Search code examples
xgboost

How to get each individual tree's prediction in xgboost?


Using xgboost.Booster.predict can only get the prediction result of all the tree or the predicted leaf of each tree. But how could I get the prediction value of each tree?


Solution

  • As of recently, xgboost has introduced a slicing API, and Raul's answer, while valid, is overly complicated.

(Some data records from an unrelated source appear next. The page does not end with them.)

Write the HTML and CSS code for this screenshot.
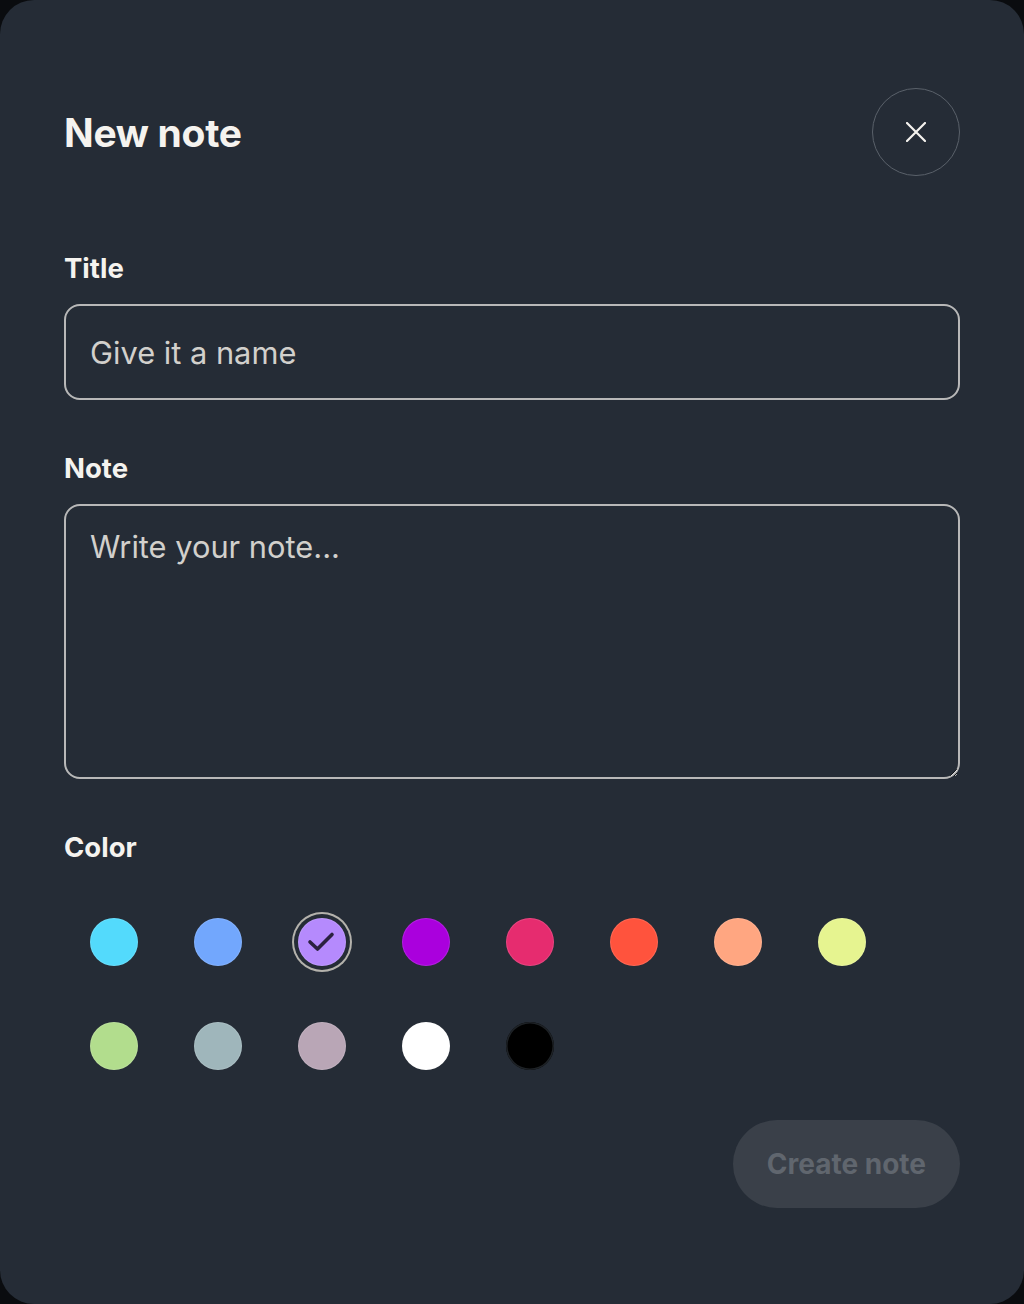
FILE: index.html
```html
<!DOCTYPE html>
<html lang="en">
<head>
    <meta charset="UTF-8">
    <meta name="viewport" content="width=device-width, initial-scale=1.0">
    <title>New note</title>
    <link rel="stylesheet" href="styles.css">
</head>
<body>
    <div class="modal">
        <div class="modal-header">
            <h1>New note</h1>
            <button type="button" class="close-btn" aria-label="Close">
                <svg width="20" height="20" viewBox="0 0 20 20">
                    <path d="M1 1 L19 19 M19 1 L1 19" stroke="#f5f3ef" stroke-width="2.2" stroke-linecap="round" fill="none"/>
                </svg>
            </button>
        </div>

        <form class="note-form">
            <div class="form-group">
                <label for="title">Title</label>
                <input type="text" id="title" name="title" placeholder="Give it a name">
            </div>

            <div class="form-group">
                <label for="note">Note</label>
                <textarea id="note" name="note" placeholder="Write your note..."></textarea>
            </div>

            <div class="form-group">
                <label>Color</label>
                <div class="swatches">
                    <span class="swatch" style="background-color: #53dafc;"></span>
                    <span class="swatch" style="background-color: #72a7fd;"></span>
                    <span class="swatch selected" style="background-color: #b58afd;">
                        <svg width="48" height="48" viewBox="0 0 48 48">
                            <polyline points="12,24 19.5,31 34,16.5" stroke="#2b2140" stroke-width="3.6" stroke-linecap="round" stroke-linejoin="round" fill="none"/>
                        </svg>
                    </span>
                    <span class="swatch" style="background-color: #aa00dd;"></span>
                    <span class="swatch" style="background-color: #e62c6f;"></span>
                    <span class="swatch" style="background-color: #ff533d;"></span>
                    <span class="swatch" style="background-color: #ffa681;"></span>
                    <span class="swatch" style="background-color: #e6f490;"></span>
                    <span class="swatch" style="background-color: #b2dd8d;"></span>
                    <span class="swatch" style="background-color: #9fb6bb;"></span>
                    <span class="swatch" style="background-color: #b9a6b6;"></span>
                    <span class="swatch" style="background-color: #ffffff;"></span>
                    <span class="swatch dark" style="background-color: #000000;"></span>
                </div>
            </div>

            <div class="actions">
                <button type="submit" class="create-btn" disabled>Create note</button>
            </div>
        </form>
    </div>
</body>
</html>
```

FILE: styles.css
```css
* {
    box-sizing: border-box;
}
html, body {
    margin: 0;
    height: 100%;
}
body {
    background-color: #0a0c0f;
    font-family: Inter, "Noto Sans", sans-serif;
    color: #f5f3ef;
}
.modal {
    width: 1024px;
    height: 1304px;
    background-color: #252c36;
    border-radius: 34px;
    padding: 88px 64px 0 64px;
}
.modal-header {
    display: flex;
    align-items: center;
    justify-content: space-between;
    height: 88px;
}
h1 {
    margin: 0;
    font-size: 39px;
    font-weight: 700;
    letter-spacing: -0.3px;
}
.close-btn {
    width: 88px;
    height: 88px;
    border-radius: 50%;
    border: 1.5px solid #5a616a;
    background: transparent;
    display: flex;
    align-items: center;
    justify-content: center;
    padding: 0;
    cursor: pointer;
}
.note-form {
    margin-top: 76px;
}
.form-group {
    margin-bottom: 52px;
}
label {
    display: block;
    font-size: 27.5px;
    line-height: 33px;
    font-weight: 700;
    margin-bottom: 19px;
}
input[type="text"],
textarea {
    display: block;
    width: 100%;
    background: transparent;
    border: 2px solid #b8b8b8;
    border-radius: 16px;
    color: #f5f3ef;
    font-family: Inter, "Noto Sans", sans-serif;
    font-size: 30.8px;
    padding: 0 24px;
    outline: none;
}
input[type="text"] {
    height: 96px;
}
textarea {
    height: 275px;
    padding-top: 22px;
    resize: vertical;
}
input::placeholder,
textarea::placeholder {
    color: #d2d0cc;
    opacity: 1;
}
.swatches {
    display: flex;
    flex-wrap: wrap;
    column-gap: 56px;
    row-gap: 56px;
    padding: 35px 26px 0 26px;
    width: 832px;
}
.swatch {
    width: 48px;
    height: 48px;
    border-radius: 50%;
    box-shadow: inset 0 0 0 1px rgba(255, 255, 255, 0.12);
    display: flex;
}
.swatch.selected {
    box-shadow: inset 0 0 0 1px rgba(255, 255, 255, 0.12), 0 0 0 4px #252c36, 0 0 0 6px #b4b2ac;
}
.swatch.dark {
    box-shadow: inset 0 0 0 1.5px #1e2226;
}
.actions {
    display: flex;
    justify-content: flex-end;
    margin-top: -2px;
}
.create-btn {
    height: 88px;
    padding: 0 34px;
    border: none;
    border-radius: 44px;
    background-color: #3a4049;
    color: #60666e;
    font-family: Inter, "Noto Sans", sans-serif;
    font-size: 28px;
    font-weight: 700;
}
```
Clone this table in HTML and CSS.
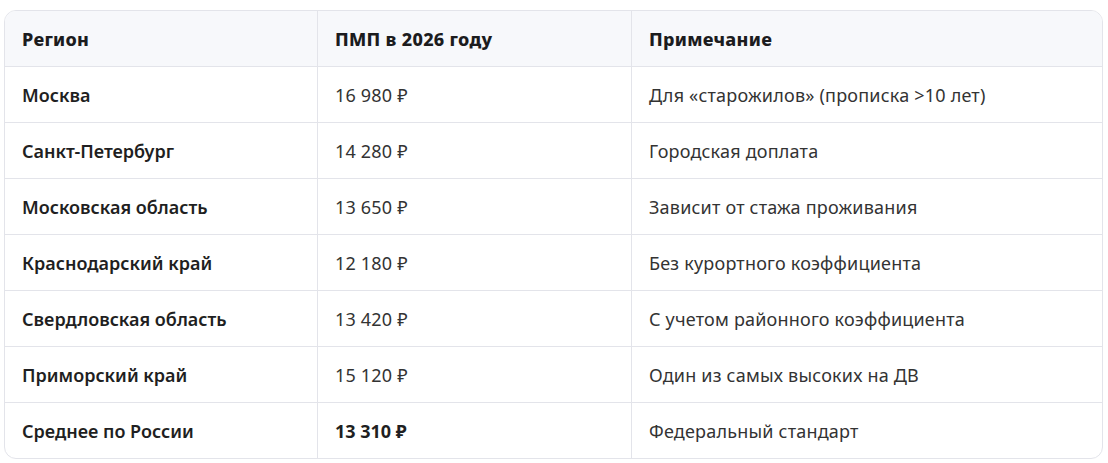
FILE: index.html
```html
<!DOCTYPE html>
<html lang="ru">
<head>
<meta charset="utf-8">
<link rel="stylesheet" href="styles.css">
</head>
<body>
<div class="wrap">
<table class="tbl">
<thead>
<tr><th>Регион</th><th>ПМП в 2026 году</th><th>Примечание</th></tr>
</thead>
<tbody>
<tr><td class="reg">Москва</td><td>16 980 ₽</td><td>Для «старожилов» (прописка &gt;10 лет)</td></tr>
<tr><td class="reg">Санкт-Петербург</td><td>14 280 ₽</td><td>Городская доплата</td></tr>
<tr><td class="reg">Московская область</td><td>13 650 ₽</td><td>Зависит от стажа проживания</td></tr>
<tr><td class="reg">Краснодарский край</td><td>12 180 ₽</td><td>Без курортного коэффициента</td></tr>
<tr><td class="reg">Свердловская область</td><td>13 420 ₽</td><td>С учетом районного коэффициента</td></tr>
<tr><td class="reg">Приморский край</td><td>15 120 ₽</td><td>Один из самых высоких на ДВ</td></tr>
<tr><td class="reg">Среднее по России</td><td class="strong">13 310 ₽</td><td>Федеральный стандарт</td></tr>
</tbody>
</table>
</div>
</body>
</html>
```
FILE: styles.css
```css
html, body { margin: 0; padding: 0; background: #fff; }
body { font-family: "Noto Sans", "Open Sans", sans-serif; }
.wrap {
  margin: 10px 5px 0 4px;
  border: 1px solid #e3e4ea;
  border-radius: 12px;
  overflow: hidden;
}
.tbl {
  width: 100%;
  border-collapse: separate;
  border-spacing: 0;
  table-layout: fixed;
  font-size: 18px;
  color: #333;
}
.tbl th:nth-child(1) { width: 312px; }
.tbl th:nth-child(2) { width: 314px; }
.tbl th, .tbl td {
  height: 56px;
  padding: 0 17px;
  text-align: left;
  vertical-align: middle;
  border-left: 1px solid #e3e4ea;
  border-top: 1px solid #e3e4ea;
  box-sizing: border-box;
  white-space: nowrap;
  letter-spacing: 0.2px;
}
.tbl th:first-child, .tbl td:first-child { border-left: none; }
.tbl thead th { height: 55px; border-top: none; background: #f7f8fb; font-weight: 800; color: #1c1c1e; letter-spacing: 0.3px; }
.tbl td.reg { font-weight: 600; color: #1f1f22; letter-spacing: 0; }
.tbl td.strong { font-weight: 700; color: #1f1f22; letter-spacing: 0; }
```
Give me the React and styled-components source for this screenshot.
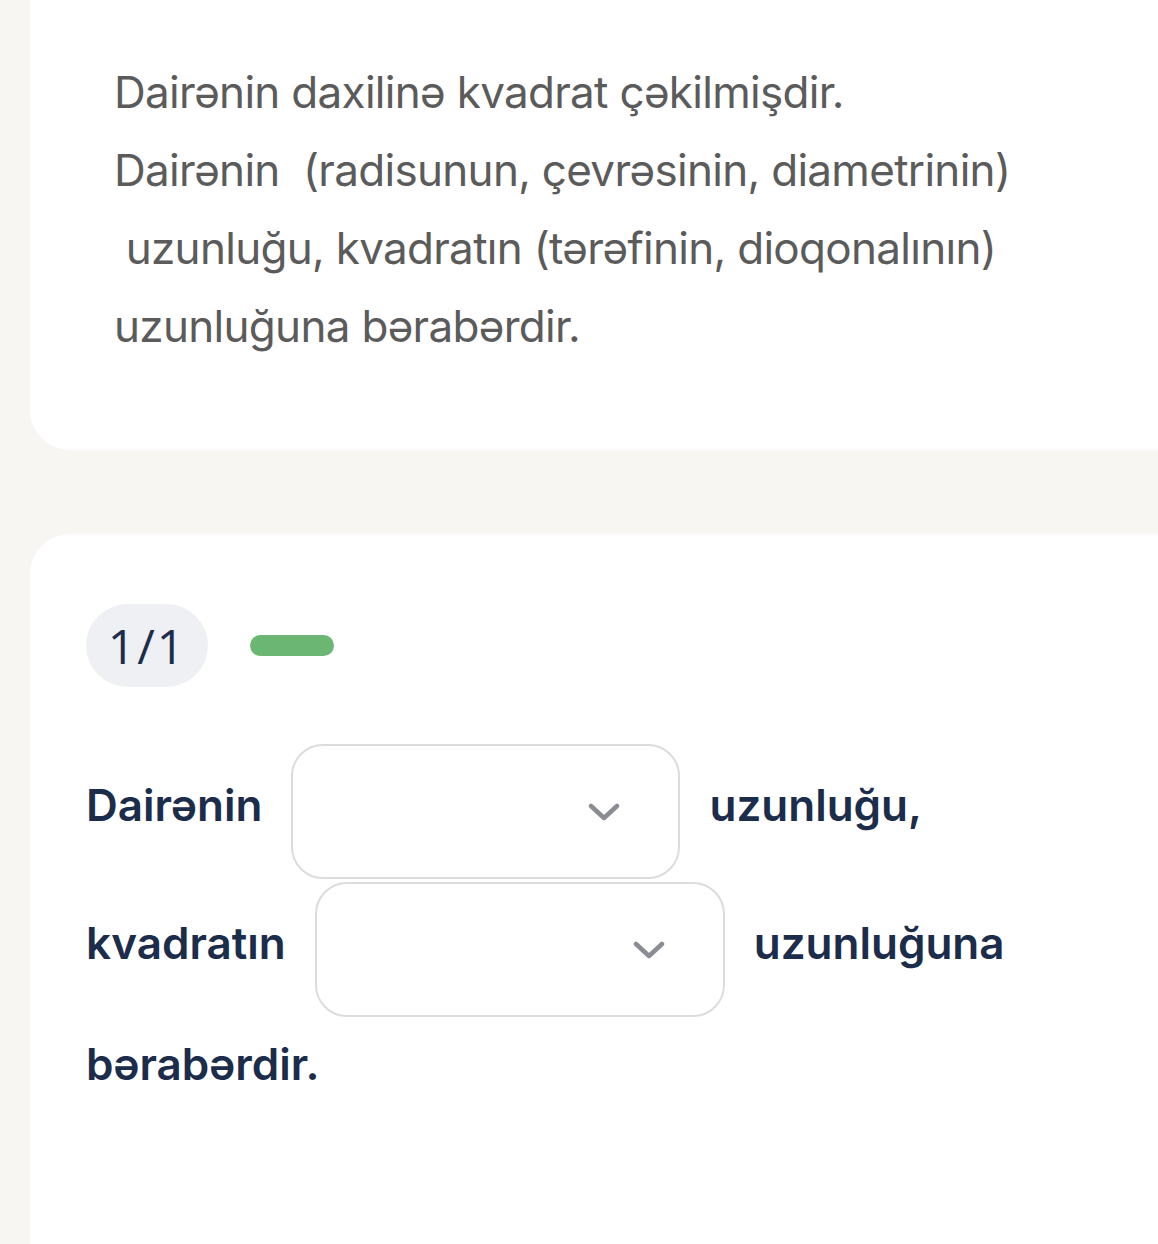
import React from 'react'
import styled, { createGlobalStyle } from 'styled-components'

const GlobalStyle = createGlobalStyle`
  html, body {
    margin: 0;
    padding: 0;
    background: #f7f6f3;
    overflow: hidden;
  }
  body {
    font-family: Inter, "Noto Sans", sans-serif;
  }
`

const Page = styled.div`
  display: flex;
  flex-direction: column;
  gap: 84px;
  padding-left: 30px;
  margin-right: -40px;
`

const Card = styled.div`
  background: #fff;
  border-radius: ${(p) => p.$radius};
  padding: ${(p) => p.$padding};
  min-height: ${(p) => p.$minHeight || 'auto'};
`

const Lead = styled.p`
  margin: 0;
  color: #5b5b5b;
  font-size: 44px;
  line-height: 78px;
  letter-spacing: -0.7px;
  white-space: pre-wrap;
`

const Header = styled.div`
  display: flex;
  align-items: center;
  gap: 42px;
  margin-bottom: 57px;
`

const Counter = styled.div`
  display: flex;
  align-items: center;
  justify-content: center;
  width: 122px;
  height: 83px;
  border-radius: 42px;
  background: #eef0f3;
  color: #1b2d4b;
  font-family: "Open Sans", sans-serif;
  font-size: 48px;
  letter-spacing: 2px;
`

const Progress = styled.div`
  width: 84px;
  height: 21px;
  border-radius: 11px;
  background: #6bb673;
`

const Sentence = styled.div`
  display: flex;
  flex-wrap: wrap;
  align-items: center;
  column-gap: 29px;
  row-gap: 3px;
  max-width: 1046px;
`

const Word = styled.span`
  color: #1b2d4b;
  font-size: 44px;
  font-weight: 600;
  line-height: 80px;
  margin-top: ${(p) => p.$offset || 0}px;
`

const Select = styled.div`
  box-sizing: border-box;
  display: flex;
  align-items: center;
  justify-content: flex-end;
  width: ${(p) => p.$width}px;
  height: 135px;
  padding-right: 58px;
  border: 2px solid #dcdcdc;
  border-radius: 32px;
  background: #fff;
`

const Chevron = () => (
  <svg width="32" height="20" viewBox="0 0 32 20" fill="none">
    <path d="M3 4l13 12L29 4" stroke="#8a8d94" strokeWidth="4.5" strokeLinecap="round" strokeLinejoin="round" />
  </svg>
)

const App = () => {
  return (
    <>
      <GlobalStyle />
      <Page>
        <Card $radius="0 0 40px 40px" $padding="53px 84px 85px">
          <Lead>
            {'Dairənin daxilinə kvadrat çəkilmişdir.\nDairənin  (radisunun, çevrəsinin, diametrinin)\n uzunluğu, kvadratın (tərəfinin, dioqonalının)\nuzunluğuna bərabərdir.'}
          </Lead>
        </Card>
        <Card $radius="40px 40px 0 0" $padding="70px 56px" $minHeight="800px">
          <Header>
            <Counter>1/1</Counter>
            <Progress />
          </Header>
          <Sentence>
            <Word $offset={-14}>Dairənin</Word>
            <Select $width={389}>
              <Chevron />
            </Select>
            <Word $offset={-14}>uzunluğu,</Word>
            <Word $offset={-14}>kvadratın</Word>
            <Select $width={410}>
              <Chevron />
            </Select>
            <Word $offset={-14}>uzunluğuna</Word>
            <Word $offset={4}>bərabərdir.</Word>
          </Sentence>
        </Card>
      </Page>
    </>
  )
}

export default App
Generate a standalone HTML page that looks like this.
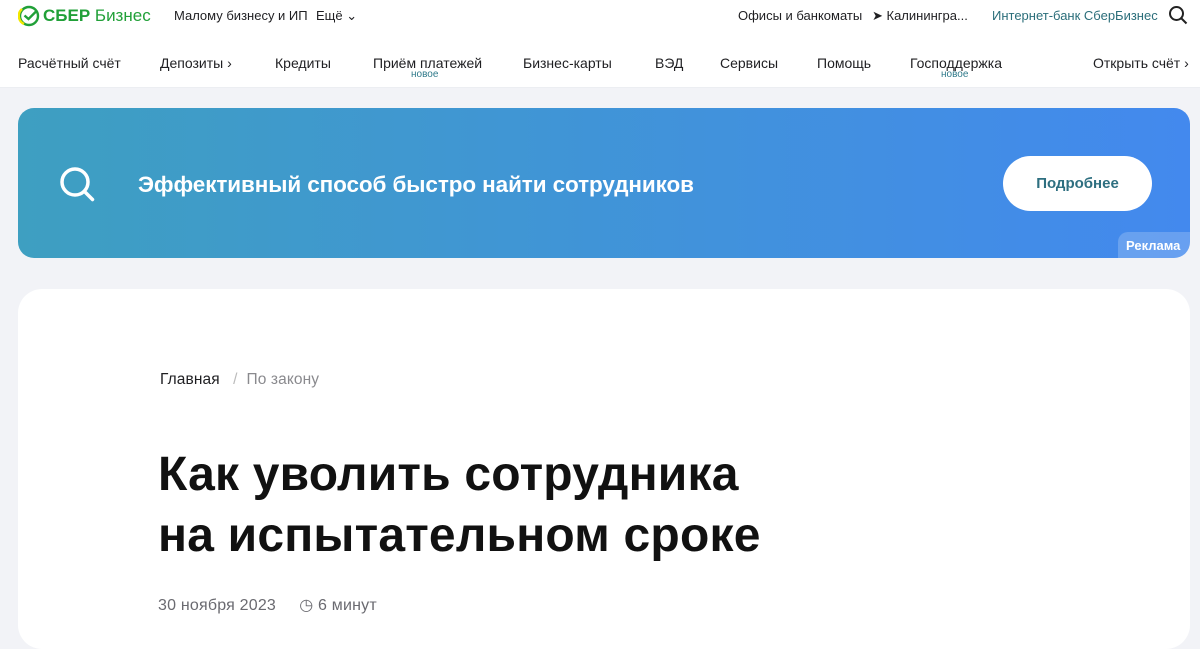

    To get individual predictions all you need is to iterate through the booster object.

    individual_preds = []
    for tree_ in model.get_booster():
        individual_preds.append(
            tree_.predict(xgb.DMatrix(X))
        )
    

    Note however, that those individual predictions are not individual contributions. E.g. summing them up will not get the final prediction. For that we need to transform them back into log-odds and then sum up:

    from scipy.special import expit as sigmoid, logit as inverse_sigmoid
    individual_preds = np.vstack(individual_preds)
    indivudual_logits = inverse_sigmoid(individual_preds)
    final_logits = indivudual_logits.sum(axis=0)
    final_preds = sigmoid(final_logits)
    

    Fully reproducible example, replicating Raul's efforts

    import numpy as np
    import xgboost as xgb
    from sklearn import datasets
    from scipy.special import expit as sigmoid, logit as inverse_sigmoid
    
    # Load data
    iris = datasets.load_iris()
    X, y = iris.data, (iris.target == 1).astype(int)
    
    # Fit a model
    model = xgb.XGBClassifier(
        n_estimators=10,
        max_depth=10,
        use_label_encoder=False,
        objective='binary:logistic'
    )
    model.fit(X, y)
    booster_ = model.get_booster()
    
    # Extract indivudual predictions
    individual_preds = []
    for tree_ in booster_:
        individual_preds.append(
            tree_.predict(xgb.DMatrix(X))
        )
    individual_preds = np.vstack(individual_preds)
    
    # Aggregated individual predictions to final predictions
    indivudual_logits = inverse_sigmoid(individual_preds)
    final_logits = indivudual_logits.sum(axis=0)
    final_preds = sigmoid(final_logits)
    
    # Verify correctness
    xgb_preds = booster_.predict(xgb.DMatrix(X))
    np.testing.assert_almost_equal(final_preds, xgb_preds)